So I left both victorious and lucky and feeling pretty good. The pressure's on for next year...
So I think we've discussed that I ride my bike a lot. You could say that the phrase "rode hard and put away wet" applies to my bike quite often between October and June each year. As a result, my back tire recently gave up the fight and the front tire developed a slow leak. I replaced the back with a Maxxis tire and changed out the front tube, but typical of the Continental tires, it didn't get seated properly when the tube was filled and was wobbling something awful. Jess had this problem this summer and some very nice REI employee ordered her a new Schwalbe tire and swapped it out for free. Yes, FREE. Even though she bought the bike over a year ago. 'Cause at REI that's how they roll--which is why we find ourselves rolling there so often on two tires or four.

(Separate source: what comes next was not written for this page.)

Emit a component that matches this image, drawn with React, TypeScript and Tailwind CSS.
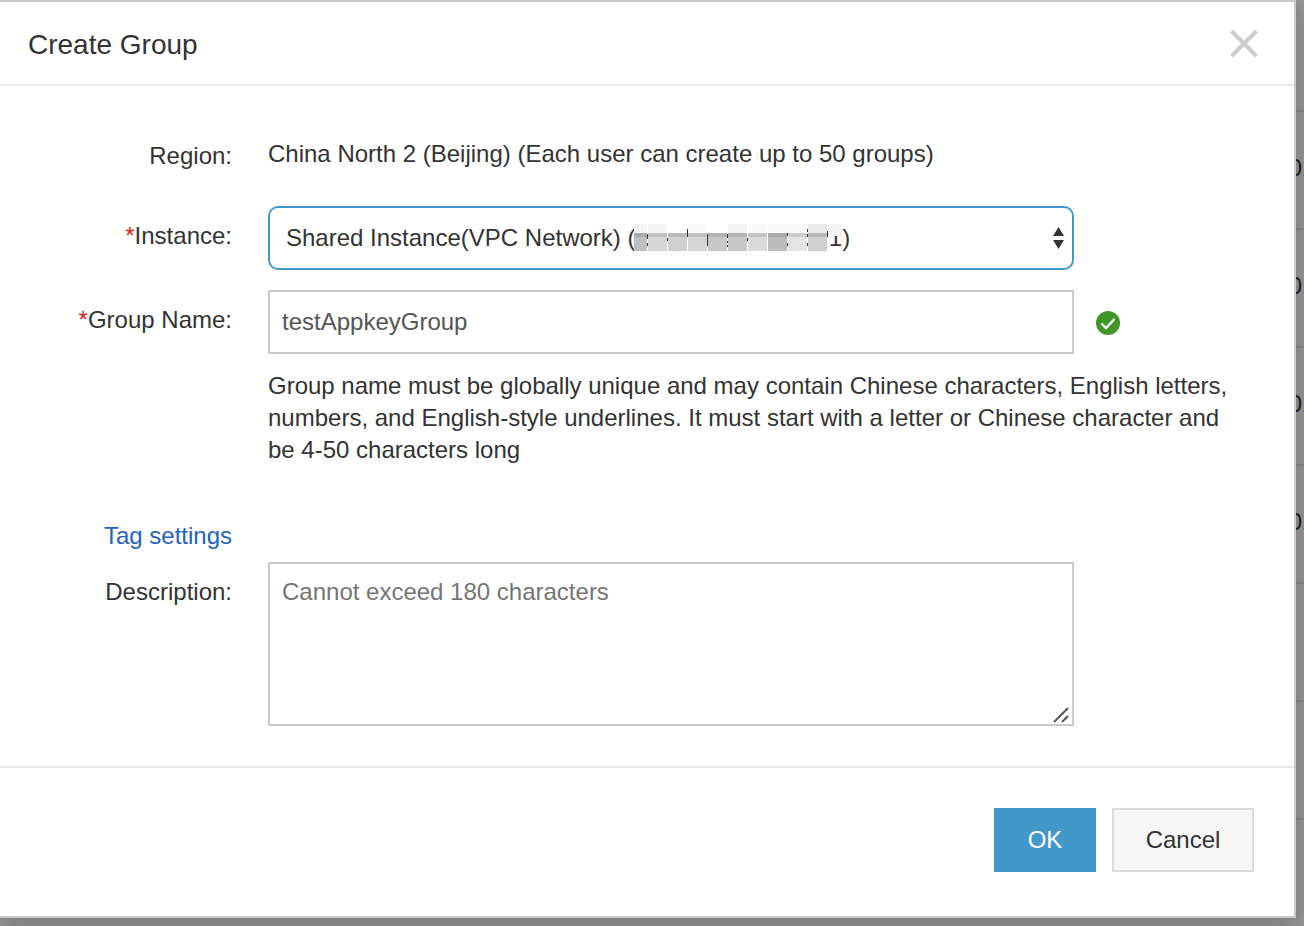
import clsx from 'clsx';
import { ReactNode, useState } from 'react';

const ROWS = ['', '01', '01', '01', '01', '', ''];

// tones of the redaction mosaic, left to right
const MOSAIC = [
    { width: 'w-[14px]', top: 'bg-[#f5f5f5]', bottom: 'bg-[#bfbfbf]' },
    { width: 'w-5', top: 'bg-[#f5f5f5]', bottom: 'bg-[#d6d6d6]' },
    { width: 'w-5', top: 'bg-white', bottom: 'bg-[#cfcfcf]' },
    { width: 'w-5', top: 'bg-[#fafafa]', bottom: 'bg-[#d6d6d6]' },
    { width: 'w-5', top: 'bg-white', bottom: 'bg-[#c8c8c8]' },
    { width: 'w-5', top: 'bg-[#f3f3f3]', bottom: 'bg-[#c8c8c8]' },
    { width: 'w-5', top: 'bg-[#fafafa]', bottom: 'bg-[#dadada]' },
    { width: 'w-5', top: 'bg-[#fafafa]', bottom: 'bg-[#bcbcbc]' },
    { width: 'w-5', top: 'bg-[#fafafa]', bottom: 'bg-[#e4e4e4]' },
    { width: 'w-5', top: 'bg-[#e9e9e9]', bottom: 'bg-[#cfcfcf]' },
];

const HIDDEN_ID = '\u00a0'.repeat(29);

const FormRow = ({
    label,
    htmlFor,
    required,
    className,
    children,
}: {
    label: string;
    htmlFor?: string;
    required?: boolean;
    className?: string;
    children: ReactNode;
}) => (
    <div className={clsx('flex gap-9', className)}>
        <label htmlFor={htmlFor} className="w-[232px] shrink-0 pt-[14px] text-right">
            {required && <span className="text-[#e02020]">*</span>}
            {label}
        </label>
        <div className="min-w-0 flex-1">{children}</div>
    </div>
);

const Field = ({ children, status }: { children: ReactNode; status?: ReactNode }) => (
    <div className="flex items-center">
        <div className="relative min-w-0 flex-1">{children}</div>
        <div className="w-[164px] shrink-0 pl-[22px]">{status}</div>
    </div>
);

const Mosaic = () => (
    <div className="pointer-events-none absolute top-[18px] left-[366px] flex">
        {MOSAIC.map((item, index) => (
            <div key={index} className={clsx('border-r border-white', item.width)}>
                <div className={clsx('h-[9px]', item.top)} />
                <div className={clsx('h-[18px] border-t-4 border-black/10', item.bottom)} />
            </div>
        ))}
        <div className="h-3 w-[14px] bg-[#f3f3f3]" />
        <svg className="absolute top-0 left-0 h-[27px] w-[212px]" viewBox="6 0 212 27" stroke="#333" strokeWidth="1">
            <path d="M19.5 10v5M19.5 19v3M39.5 14v3M59.5 5v8M79.5 10v12M99.5 10v4M99.5 17v2M99.5 21v2M119.5 14v3M159.5 9v3M159.5 19v3M179.5 5v3M179.5 10v3M179.5 19v3M199.5 7v6" />
        </svg>
    </div>
);

export default function App() {
    const [groupName, setGroupName] = useState('testAppkeyGroup');
    const [description, setDescription] = useState('');

    return (
        <div className="flex min-h-screen items-start overflow-hidden bg-[#999] font-['Liberation_Sans',Arial,sans-serif] text-2xl leading-8 text-[#333]">
            <div
                role="dialog"
                aria-labelledby="dialog-title"
                className="relative z-10 min-w-0 flex-1 border-t-2 border-r-2 border-b-2 border-[#c9c9c9] bg-white shadow-[0_6px_24px_4px_rgba(0,0,0,0.2)]"
            >
                <header className="flex h-[84px] items-center justify-between border-b-2 border-[#e9e9e9] pr-9 pl-7">
                    <h1 id="dialog-title" className="pt-1 text-[28px]">
                        Create Group
                    </h1>
                    <button type="button" aria-label="Close" className="cursor-pointer text-[#ccc]">
                        <svg className="h-7 w-7" viewBox="0 0 28 28" fill="none" stroke="currentColor" strokeWidth="4">
                            <path d="M1.500 2l25 25M26.500 2l-25 25" />
                        </svg>
                    </button>
                </header>

                <main className="pt-10 pr-14 pb-10">
                    <FormRow label="Region:" className="mb-5 h-15">
                        <p className="pt-3">China North 2 (Beijing) (Each user can create up to 50 groups)</p>
                    </FormRow>

                    <FormRow label="Instance:" htmlFor="instance" required className="mb-5">
                        <Field>
                            <select
                                id="instance"
                                className="block h-16 w-full appearance-none rounded-[10px] border-2 border-[#4298c8] bg-white px-4 outline-none"
                            >
                                <option>{`Shared Instance(VPC Network) (${HIDDEN_ID}1)`}</option>
                            </select>
                            <Mosaic />
                            <svg
                                className="pointer-events-none absolute top-[21px] right-[10px] h-[22px] w-[11px]"
                                viewBox="0 0 11 22"
                                fill="#333"
                            >
                                <path d="M5.500 0L11 9H0zM0 13h11l-5.500 9z" />
                            </svg>
                        </Field>
                    </FormRow>

                    <FormRow label="Group Name:" htmlFor="group-name" required className="mb-10">
                        <Field
                            status={
                                <svg className="mt-0.5 h-6 w-6" viewBox="0 0 24 24" fill="none">
                                    <circle cx="12" cy="12" r="12" fill="#3f9727" />
                                    <path d="M5.500 12.500l4.500 4.500 8.500-9" stroke="#fff" strokeWidth="2.400" />
                                </svg>
                            }
                        >
                            <input
                                id="group-name"
                                type="text"
                                value={groupName}
                                onChange={(e) => setGroupName(e.target.value)}
                                className="block h-16 w-full border-2 border-[#c9c9c9] bg-white px-3 text-[#555] outline-none"
                            />
                        </Field>
                        <p className="mt-4">
                            Group name must be globally unique and may contain Chinese characters, English letters,
                            numbers, and English-style underlines. It must start with a letter or Chinese character and
                            be 4-50 characters long
                        </p>
                    </FormRow>

                    <div className="h-14 w-[232px] pt-[14px] text-right">
                        <a href="#tags" className="text-[#1f63bd]">
                            Tag settings
                        </a>
                    </div>

                    <FormRow label="Description:" htmlFor="description">
                        <Field>
                            <textarea
                                id="description"
                                value={description}
                                onChange={(e) => setDescription(e.target.value)}
                                placeholder="Cannot exceed 180 characters"
                                className="block h-[164px] w-full resize-none border-2 border-[#c9c9c9] bg-white px-3 py-3 text-[#555] outline-none placeholder:text-[#757575]"
                            />
                            <svg
                                className="pointer-events-none absolute right-[5px] bottom-[3px] h-4 w-4"
                                viewBox="0 0 16 16"
                                stroke="#555"
                                strokeWidth="2"
                            >
                                <path d="M1 15L15 1M9 15l6-6" />
                            </svg>
                        </Field>
                    </FormRow>
                </main>

                <footer className="flex justify-end gap-4 border-t-2 border-[#e9e9e9] pt-10 pr-10 pb-11">
                    <button type="button" className="h-16 w-[102px] cursor-pointer bg-[#4298c8] text-white">
                        OK
                    </button>
                    <button
                        type="button"
                        className="h-16 w-[142px] cursor-pointer border-2 border-[#dcdcdc] bg-[#f7f7f7]"
                    >
                        Cancel
                    </button>
                </footer>
            </div>

            {/* edge of the dimmed table behind the dialog */}
            <div className="-mt-1.5 w-2 shrink-0" aria-hidden="true">
                {ROWS.map((text, index) => (
                    <div
                        key={index}
                        className="flex h-[118px] items-center justify-center overflow-hidden border-b-2 border-[#88888c] pb-1 pl-1 text-[#222]"
                    >
                        <span className="shrink-0">{text}</span>
                    </div>
                ))}
            </div>
        </div>
    );
}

I saw my wobbly tire as a prime opportunity so I called the bike department and explained how my partner who had the exact same bike I did got a free tire and didn't they want to give me one too? He said sure, come on down. When I got there, they didn't give me too much trouble. They didn't have any Schwalbe's in stock, which is what they gave Jess. I would've waited for them to order me one but they've already been waiting two months. Something about shipping from Germany to Canada and then here. It didn't look good, which was a bummer. If Schwalbe's were a character on Heroes, they would be Claire. No seriously. Check out what happened to Kent's tire when he ran over a nail. But I took another Maxxis to match the back and went upstairs to try on pants while they installed it. For FREE.
When I went to pick it up, a different guy handed it over. "We got your old tire seated just fine so I'm not sure why we're giving you a new tire."

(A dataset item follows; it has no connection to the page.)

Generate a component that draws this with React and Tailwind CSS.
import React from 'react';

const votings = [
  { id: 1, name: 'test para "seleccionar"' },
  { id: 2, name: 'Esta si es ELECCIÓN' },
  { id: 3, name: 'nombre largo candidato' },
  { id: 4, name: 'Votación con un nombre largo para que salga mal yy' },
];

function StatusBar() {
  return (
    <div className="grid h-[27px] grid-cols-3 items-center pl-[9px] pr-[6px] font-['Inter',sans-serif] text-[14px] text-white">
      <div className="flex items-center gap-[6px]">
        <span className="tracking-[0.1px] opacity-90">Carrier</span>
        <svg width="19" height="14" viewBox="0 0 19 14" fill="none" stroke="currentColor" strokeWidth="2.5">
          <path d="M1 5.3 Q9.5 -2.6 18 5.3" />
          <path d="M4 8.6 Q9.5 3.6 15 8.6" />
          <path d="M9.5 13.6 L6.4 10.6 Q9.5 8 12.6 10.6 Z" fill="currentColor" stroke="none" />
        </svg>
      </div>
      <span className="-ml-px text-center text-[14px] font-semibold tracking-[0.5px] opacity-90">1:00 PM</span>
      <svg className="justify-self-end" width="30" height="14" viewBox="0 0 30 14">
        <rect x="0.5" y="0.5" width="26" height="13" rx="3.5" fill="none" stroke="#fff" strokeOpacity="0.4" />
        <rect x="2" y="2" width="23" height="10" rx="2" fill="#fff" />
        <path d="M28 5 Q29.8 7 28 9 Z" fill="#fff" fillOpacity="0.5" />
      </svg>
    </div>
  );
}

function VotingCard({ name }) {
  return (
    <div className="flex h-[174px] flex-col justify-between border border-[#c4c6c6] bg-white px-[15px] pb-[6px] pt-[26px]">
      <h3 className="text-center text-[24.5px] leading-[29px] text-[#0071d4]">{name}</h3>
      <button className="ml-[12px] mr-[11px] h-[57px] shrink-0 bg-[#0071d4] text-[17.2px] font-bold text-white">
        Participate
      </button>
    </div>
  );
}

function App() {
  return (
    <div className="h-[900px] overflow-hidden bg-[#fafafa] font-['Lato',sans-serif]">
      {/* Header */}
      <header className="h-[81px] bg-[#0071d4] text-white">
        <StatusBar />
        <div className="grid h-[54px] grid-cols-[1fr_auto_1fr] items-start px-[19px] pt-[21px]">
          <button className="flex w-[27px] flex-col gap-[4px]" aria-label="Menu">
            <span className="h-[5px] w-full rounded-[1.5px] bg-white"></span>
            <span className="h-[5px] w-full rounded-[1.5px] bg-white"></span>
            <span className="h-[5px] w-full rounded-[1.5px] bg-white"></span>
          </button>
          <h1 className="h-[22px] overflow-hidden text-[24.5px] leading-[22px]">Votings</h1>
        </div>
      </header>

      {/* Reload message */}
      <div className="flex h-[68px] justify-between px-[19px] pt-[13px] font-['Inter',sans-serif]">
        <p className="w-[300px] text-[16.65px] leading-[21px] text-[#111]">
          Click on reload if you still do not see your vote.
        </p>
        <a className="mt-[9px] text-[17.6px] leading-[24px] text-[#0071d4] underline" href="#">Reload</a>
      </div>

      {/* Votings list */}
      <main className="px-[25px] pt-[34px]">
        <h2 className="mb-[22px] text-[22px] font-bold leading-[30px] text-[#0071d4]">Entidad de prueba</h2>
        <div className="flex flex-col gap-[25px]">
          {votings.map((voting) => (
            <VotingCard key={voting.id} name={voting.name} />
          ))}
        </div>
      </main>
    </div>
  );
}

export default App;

Because you're suckers and you already gave my girlfriend one, which means I would raise hell if you didn't.
But what I said was, "Well all the shops we have tried have a LOT of trouble and you guys couldn't do it the last time we were here. It's kind of ridiculous. He kinda looked like he knew he'd been had and wanted to say more, but I took my bike and left. Hey, if you want to be the Nordstrom's of the outdoor gear world, you gotta make some sacrifices.
As I stopped near the door to put on my helmet, the greeter who was there when I walked in piped up, "And just like that, you're leaving." Wow, does she know I'm escaping with free stuff? I wondered. I decided not. I chatted with her for a moment and she admired my jacket. I told her I didn't know why they don't sell Showers Pass jackets, since they are the best breathable fabric out there but she'd never heard of it. First she accused me of working for them and then (when I revealed my unemployed status) she said I should work for them. I told her I wasn't really looking for a job...but they really should get those jackets.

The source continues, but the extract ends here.